Talulah incarna, da un lato, la delicatezza estemporanea di un desiderio adolescenziale, dall’altro, il bisogno di sentirsi ancora utile per la propria famiglia, dopo la separazione e la progressiva crescita dei propri figli. Ma Talulah rappresenta solo l’innesco, il motore dell’intera narrazione è Elisabeth. È su di lei che si poggia completamente il film, sul suo complesso lavoro di ricostruzione come donna e come madre dopo l’abbandono, sul suo tentativo di raggiungere un’indipendenza economica a dispetto del nuovo moderno appartamento con vista prodigiosa sulla Parigi del XV arrondissement, e malgrado tutti i momenti di sconforto. Charlotte Gainsbourg riesce a modulare l’intera complessità degli stati d’animo, toccando vari registri e una vasta gamma di espressione, dallo smarrimento alla sensazione incipiente di fallimento, dal successivo spirito d’iniziativa all’orgoglio della riuscita, ammantando tutto di una rara umanità e di una premiante disposizione all’apertura dei sentimenti. Laddove le immagini si limitano troppe spesso a illustrare, è lei a fornire quel quid drammatico altrimenti assente.

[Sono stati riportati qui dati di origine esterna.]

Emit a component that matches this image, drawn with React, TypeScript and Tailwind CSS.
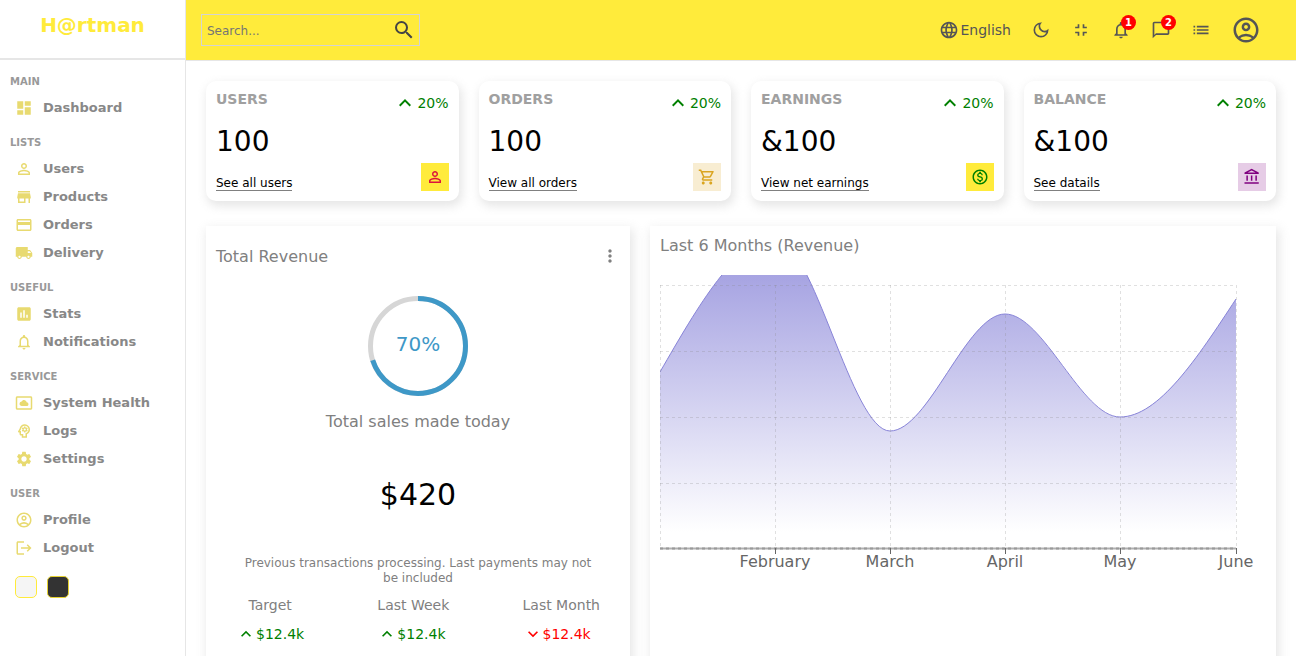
import type { IconType } from 'react-icons';
import {
  MdChatBubbleOutline,
  MdCreditCard,
  MdDashboard,
  MdFullscreenExit,
  MdInsertChart,
  MdKeyboardArrowDown,
  MdKeyboardArrowUp,
  MdLanguage,
  MdList,
  MdLocalShipping,
  MdLogout,
  MdMoreVert,
  MdNotificationsNone,
  MdOutlineAccountBalance,
  MdOutlineAccountCircle,
  MdOutlineDarkMode,
  MdOutlineMonetizationOn,
  MdOutlinePsychology,
  MdOutlineShoppingCart,
  MdPersonOutline,
  MdSearch,
  MdSettings,
  MdSettingsSystemDaydream,
  MdStore,
} from 'react-icons/md';

const navSections: { title: string; items: { label: string; icon: IconType }[] }[] = [
  { title: 'MAIN', items: [{ label: 'Dashboard', icon: MdDashboard }] },
  {
    title: 'LISTS',
    items: [
      { label: 'Users', icon: MdPersonOutline },
      { label: 'Products', icon: MdStore },
      { label: 'Orders', icon: MdCreditCard },
      { label: 'Delivery', icon: MdLocalShipping },
    ],
  },
  {
    title: 'USEFUL',
    items: [
      { label: 'Stats', icon: MdInsertChart },
      { label: 'Notifications', icon: MdNotificationsNone },
    ],
  },
  {
    title: 'SERVICE',
    items: [
      { label: 'System Health', icon: MdSettingsSystemDaydream },
      { label: 'Logs', icon: MdOutlinePsychology },
      { label: 'Settings', icon: MdSettings },
    ],
  },
  {
    title: 'USER',
    items: [
      { label: 'Profile', icon: MdOutlineAccountCircle },
      { label: 'Logout', icon: MdLogout },
    ],
  },
];

const widgets = [
  { title: 'USERS', value: '100', link: 'See all users', icon: MdPersonOutline, iconClass: 'bg-[#ffeb3b] text-[#dc143c]' },
  { title: 'ORDERS', value: '100', link: 'View all orders', icon: MdOutlineShoppingCart, iconClass: 'bg-[#f8edd2] text-[#daa520]' },
  { title: 'EARNINGS', value: '&100', link: 'View net earnings', icon: MdOutlineMonetizationOn, iconClass: 'bg-[#ffeb3b] text-[#008000]' },
  { title: 'BALANCE', value: '&100', link: 'See datails', icon: MdOutlineAccountBalance, iconClass: 'bg-[#e6cce6] text-[#800080]' },
];

const summary = [
  { label: 'Target', up: true },
  { label: 'Last Week', up: true },
  { label: 'Last Month', up: false },
];

// chart coordinates, relative to the svg's top left corner
const points: [number, number][] = [
  [0, 97],
  [115, -36],
  [230, 156],
  [345, 39],
  [460, 142],
  [576, 24],
];
const chartBottom = 273;
const gridY = [10, 76, 142, 208];
const ticks = [
  { x: 115, label: 'February' },
  { x: 230, label: 'March' },
  { x: 345, label: 'April' },
  { x: 460, label: 'May' },
  { x: 576, label: 'June' },
];

// same maths as d3's curveMonotoneX
function monotonePath(pts: [number, number][]) {
  const slopes = pts.slice(1).map((p, i) => (p[1] - pts[i][1]) / (p[0] - pts[i][0]));
  const tangents = pts.map((_, i) => {
    if (i === 0 || i === pts.length - 1) return 0;
    const h0 = pts[i][0] - pts[i - 1][0];
    const h1 = pts[i + 1][0] - pts[i][0];
    const s0 = slopes[i - 1];
    const s1 = slopes[i];
    const p = (s0 * h1 + s1 * h0) / (h0 + h1);
    return (Math.sign(s0) + Math.sign(s1)) * Math.min(Math.abs(s0), Math.abs(s1), 0.5 * Math.abs(p));
  });
  tangents[0] = (3 * slopes[0] - tangents[1]) / 2;
  const last = pts.length - 1;
  tangents[last] = (3 * slopes[last - 1] - tangents[last - 1]) / 2;

  let d = `M${pts[0][0]},${pts[0][1]}`;
  for (let i = 0; i < last; i++) {
    const dx = (pts[i + 1][0] - pts[i][0]) / 3;
    d += `C${pts[i][0] + dx},${pts[i][1] + dx * tangents[i]},${pts[i + 1][0] - dx},${pts[i + 1][1] - dx * tangents[i + 1]},${pts[i + 1][0]},${pts[i + 1][1]}`;
  }
  return d;
}

function Sidebar() {
  return (
    <aside className="w-[186px] flex-shrink-0 h-full bg-white border-r border-[#e6e6e6] flex flex-col">
      <div className="h-[60px] border-b-2 border-[#e6e6e6] flex justify-center pt-[11px]">
        <span className="text-[20px] leading-[28px] font-bold text-[#ffeb3b]">H@rtman</span>
      </div>
      <nav className="pt-4">
        {navSections.map((section) => (
          <div key={section.title} className="mb-[15px] last:mb-[14px]">
            <p className="pl-[10px] text-[10px] leading-[12px] font-bold text-[#999] mb-[6px]">{section.title}</p>
            {section.items.map((item) => {
              const Icon = item.icon;
              return (
                <div key={item.label} className="h-7 pl-[15px] flex items-center">
                  <Icon className="w-[18px] h-[18px] text-[#e8da70]" />
                  <span className="ml-[10px] text-[13px] font-bold text-[#888]">{item.label}</span>
                </div>
              );
            })}
          </div>
        ))}
      </nav>
      <div className="pl-[15px] flex gap-[10px]">
        <div className="w-[22px] h-[22px] rounded-[5px] border border-[#ffeb3b] bg-[#f5f5f5]" />
        <div className="w-[22px] h-[22px] rounded-[5px] border border-[#e6d230] bg-[#333]" />
      </div>
    </aside>
  );
}

function Navbar() {
  return (
    <header className="h-[61px] flex-shrink-0 bg-[#ffeb3b] border-b border-[#e6e6e6] flex items-center justify-between pl-[15px] pr-[35px] text-[#555]">
      <div className="w-[219px] h-8 border border-[#d3d3d3] flex items-center pl-[5px] pr-[3px]">
        <input
          placeholder="Search..."
          className="flex-1 min-w-0 pt-[2px] bg-transparent outline-none text-[12px] placeholder:text-[#757575]"
        />
        <MdSearch className="w-6 h-6 text-[#444]" />
      </div>
      <div className="flex items-center gap-5">
        <div className="flex items-center">
          <MdLanguage className="w-5 h-5" />
          <span className="ml-px text-[14px]">English</span>
        </div>
        <MdOutlineDarkMode className="w-5 h-5" />
        <MdFullscreenExit className="w-5 h-5" />
        <div className="relative">
          <MdNotificationsNone className="w-5 h-5" />
          <span className="absolute -top-[5px] -right-[5px] w-[15px] h-[15px] rounded-full bg-[#ff0000] text-white text-[10px] font-bold flex items-center justify-center">1</span>
        </div>
        <div className="relative">
          <MdChatBubbleOutline className="w-5 h-5" />
          <span className="absolute -top-[5px] -right-[5px] w-[15px] h-[15px] rounded-full bg-[#ff0000] text-white text-[10px] font-bold flex items-center justify-center">2</span>
        </div>
        <MdList className="w-5 h-5" />
        <MdOutlineAccountCircle className="w-[30px] h-[30px]" />
      </div>
    </header>
  );
}

function Widget({ title, value, link, icon: Icon, iconClass }: (typeof widgets)[number]) {
  return (
    <div className="flex-1 h-[120px] rounded-[10px] bg-white p-[10px] flex justify-between shadow-[2px_4px_10px_1px_rgba(201,201,201,0.47)]">
      <div className="flex flex-col justify-between">
        <span className="text-[14px] leading-4 font-bold text-[#a0a0a0]">{title}</span>
        <span className="text-[28px] leading-[33px] text-black">{value}</span>
        <span className="self-start pt-px text-[12px] leading-[14px] text-black border-b border-[#808080]">{link}</span>
      </div>
      <div className="flex flex-col justify-between items-end">
        <div className="flex items-center text-[14px] text-[#008000]">
          <MdKeyboardArrowUp className="w-6 h-6" />
          <span>20%</span>
        </div>
        <div className={`w-7 h-7 flex items-center justify-center ${iconClass}`}>
          <Icon className="w-[18px] h-[18px]" />
        </div>
      </div>
    </div>
  );
}

function Featured() {
  return (
    <div className="w-[424px] flex-shrink-0 h-[460px] bg-white shadow-[2px_4px_10px_1px_rgba(201,201,201,0.47)]">
      <div className="flex items-start justify-between px-[10px] pt-5 text-[#808080]">
        <span className="mt-px text-[16px] leading-5">Total Revenue</span>
        <MdMoreVert className="w-5 h-5" />
      </div>
      <div className="flex flex-col items-center pt-[29px]">
        <div className="relative w-[100px] h-[100px]">
          <svg viewBox="0 0 100 100" className="w-full h-full">
            <circle cx="50" cy="50" r="47.5" fill="none" stroke="#d6d6d6" strokeWidth="5" />
            <circle
              cx="50"
              cy="50"
              r="47.5"
              fill="none"
              stroke="#3e98c7"
              strokeWidth="5"
              strokeDasharray="208.9 298.5"
              transform="rotate(-90 50 50)"
            />
          </svg>
          <span className="absolute inset-0 pb-1 flex items-center justify-center text-[20px] text-[#3e98c7]">70%</span>
        </div>
        <p className="mt-4 text-[16px] leading-[20px] text-[#808080]">Total sales made today</p>
        <p className="mt-[45px] text-[30px] leading-[35px] text-black">$420</p>
        <p className="mt-[44px] w-[364px] text-center text-[12px] leading-[15px] text-[#808080]">
          Previous transactions processing. Last payments may not be included
        </p>
        <div className="w-full flex justify-between px-[30px] mt-[9px]">
          {summary.map((item) => (
            <div key={item.label} className="flex flex-col">
              <span className="text-center text-[14px] leading-[20px] text-[#808080]">{item.label}</span>
              <div className={`mt-[9px] flex items-center text-[14px] leading-5 ${item.up ? 'text-[#008000]' : 'text-[#ff0000]'}`}>
                {item.up ? <MdKeyboardArrowUp className="w-5 h-5" /> : <MdKeyboardArrowDown className="w-5 h-5" />}
                <span>$12.4k</span>
              </div>
            </div>
          ))}
        </div>
      </div>
    </div>
  );
}

function RevenueChart() {
  const curve = monotonePath(points);
  const area = `${curve}L576,${chartBottom}L0,${chartBottom}Z`;

  return (
    <div className="flex-1 h-[460px] bg-white p-[10px] shadow-[2px_4px_10px_1px_rgba(201,201,201,0.47)]">
      <p className="text-[16px] leading-[19px] text-[#808080] mb-5">Last 6 Months (Revenue)</p>
      <svg width="606" height="300" viewBox="0 0 606 300">
        <defs>
          <linearGradient id="total" x1="0" y1="0" x2="0" y2="1">
            <stop offset="5%" stopColor="#8884d8" stopOpacity={0.8} />
            <stop offset="95%" stopColor="#8884d8" stopOpacity={0} />
          </linearGradient>
        </defs>
        <path d={area} fill="url(#total)" />
        <path d={curve} fill="none" stroke="#8884d8" />
        {/* grid sits over the area in the reference */}
        <g stroke="#888" strokeOpacity={0.26} strokeDasharray="3 3" fill="none">
          {gridY.map((y) => (
            <line key={y} x1="0" x2="576" y1={y + 0.5} y2={y + 0.5} />
          ))}
          {[0, 115, 230, 345, 460, 576].map((x) => (
            <line key={x} x1={x + 0.5} x2={x + 0.5} y1="10" y2={chartBottom} />
          ))}
        </g>
        <line x1="0" x2="576" y1={chartBottom + 0.5} y2={chartBottom + 0.5} stroke="#b0b0b0" strokeWidth="2" />
        <line x1="0" x2="576" y1={chartBottom + 0.5} y2={chartBottom + 0.5} stroke="#999" strokeWidth="2" strokeDasharray="3 3" />
        {ticks.map((t) => (
          <g key={t.label}>
            <line x1={t.x + 0.5} x2={t.x + 0.5} y1={chartBottom} y2={chartBottom + 6} stroke="#666" />
            <text x={t.x} y={chartBottom + 19} textAnchor="middle" fontSize="16" fill="#666">
              {t.label}
            </text>
          </g>
        ))}
      </svg>
    </div>
  );
}

export default function App() {
  return (
    <div className="flex h-screen overflow-hidden bg-white font-['DejaVu_Sans',sans-serif]">
      <Sidebar />
      <div className="flex-1 min-w-0 flex flex-col">
        <Navbar />
        <main className="flex-1 overflow-hidden p-5">
          <div className="flex gap-5">
            {widgets.map((w) => (
              <Widget key={w.title} {...w} />
            ))}
          </div>
          <div className="flex gap-5 mt-[25px]">
            <Featured />
            <RevenueChart />
          </div>
        </main>
      </div>
    </div>
  );
}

La mano di Hers è discreta, forse troppo, suggerisce più che tratteggiare. Struttura la narrazione in due grossi blocchi più un prologo, facendoli coincidere con l’elezione e il primo settennato di François Mitterrand, lungo quasi tutti gli anni Ottanta. Un periodo di passaggio che si ripercuote sul destino dei personaggi, sul loro percorso di crescita e di riscatto, sulla loro educazione o rieducazione (nel caso di Elisabeth) sentimentale. Parallelamente, s’ineriscono le altre tracce metaforiche, altrettanto flebili, appena accennate, come quella di una squadra nazionale di calcio, ancora a digiuno di vittorie, vista in televisione contro l’Austria in un match amichevole giocato nella primavera dell’anno che avrebbe condotto alla prima vittoria internazionale della sua (poi gloriosa) storia calcistica. È una storia, quella di Passeggeri della notte, di gemme che fioriscono, di prime volte e di ritorni che ne hanno la pienezza del sapore; è un film dal rilascio lento, una di quelle pellicole che arrivano dopo, come dice a un certo punto Talulah a proposito del film feticcio Le notti della luna piena, che i protagonisti vedono in una sala parigina e il quale, a sua volta, crea un parallelismo tra la fragilità della stessa Talulah e quella della sfortunata protagonista del film di Rohmer, Pascale Ogier, scomparsa poco tempo dopo le riprese per un arresto cardiaco a soli venticinque anni (e vista anche nelle immagini di Le pont du nord di Rivette, qualche sequenza dopo, in cui la stessa Ogier interpreta una ragazza senza fissa dimora, proprio come Talulah).
Hers, inoltre, mostra anche una certa coerenza nel rendere simbolici i luoghi ricorrenti delle sue storie, secondo uno schema elementare e piuttosto prevedibile visto già in precedenza nei suoi film, in virtù del quale gli appartamenti (quello di Elisabeth e dei figli), il sottotetto (in cui è ospitata Talulah), la stanza da letto del neofidanzato di Elisabeth Hugo e l’austero studio di Radio France entrano in una relazione dialettica con i personaggi, puntando a significare ulteriormente i loro mutamenti di stato. Elementi sensibili che valorizzano una messa in scena essenziale, concentrata sugli individui calati in specifici ambienti, alla perenne ricerca di un equilibrio possibile. Una ricerca che però spesso lascia lo spettatore distaccato, perché troppo esterna per creare immedesimazione, troppo oggettiva per essere anche coinvolgente.
Parigi, anni Ottanta. Una donna inizia a lavorare in un programma radiofonico notturno per mantenere la propria famiglia. Incontrerà una ragazza dal passato difficile che deciderà di prendere sotto la sua ala protettrice.